The Butterfly and the Violin by Kristy Cambron REVIEW

The Butterfly and the Violin (Hidden Masterpiece, #1)


"Today." Sera James spends most of her time arranging auctions for the art world's elite clientele. When her search to uncover an original portrait of an unknown Holocaust victim leads her to William Hanover III, they learn that this painting is much more than it seems.

"Vienna, 1942." Adele Von Bron has always known what was expected of her. As a prodigy of Vienna's vast musical heritage, this concert violinist intends to carry on her family's tradition and play with the Vienna Philharmonic. But when the Nazis learn that she helped smuggle Jews out of the city, Adele is taken from her promising future and thrust into the horrifying world of Auschwitz.

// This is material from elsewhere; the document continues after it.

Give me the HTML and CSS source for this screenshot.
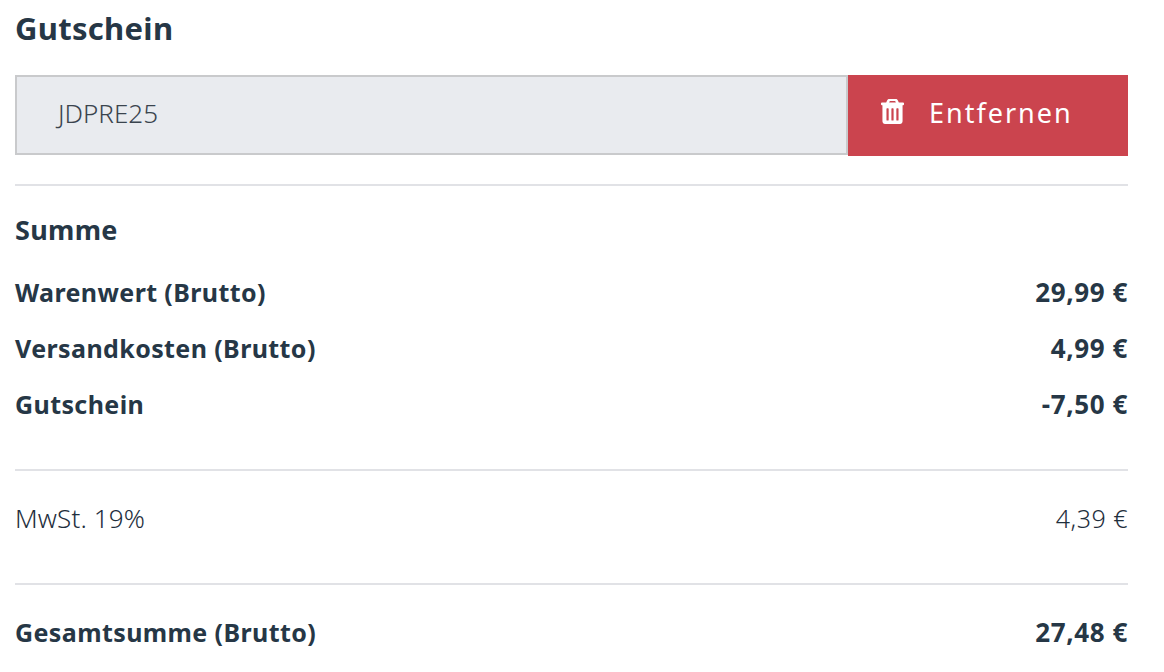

The veil of innocence is lifted to expose a shuddering presence of evil, and Adele realizes that her God-given gift is her only advantage; she must play. Becoming a member of the Women's Orchestra of Auschwitz, she fights for survival. Adele's barbed-wire walls begin to kill her hope as the months drag into nearly two years in the camp. With surprising courage against the backdrop of murder and despair, Adele finally confronts a question that has been tugging at her heart: Even in the midst of evil, can she find hope in worshiping God with her gift?

As Sera and William learn more about the subject of the mysterious portrait--Adele--they are reminded that whatever horrors one might face, God's faithfulness never falters

This novel really was such a pleasure to read. The title didn't make sense to me until later in the book, which I didn't mind; just meant a little more mystery add to the plot to solve :)
The novel started out in present day with Sera James and her assistant. The characters immediately pull you into the story. You find yourself asking them, what painting, what are you talking about? And as you find yourself asking the characters what they are talking about, you find yourself going back into time about an Australian violinist Adele Von Bron. The girl in the painting. 
This novel takes you back and forth in time between the sad yet historic past of Auschwitz and current time. The story is ever evolving and unfolding as you read. And it all surrounds this painting. 
In the end, Sera gets her questions answered and has a peaceful heart.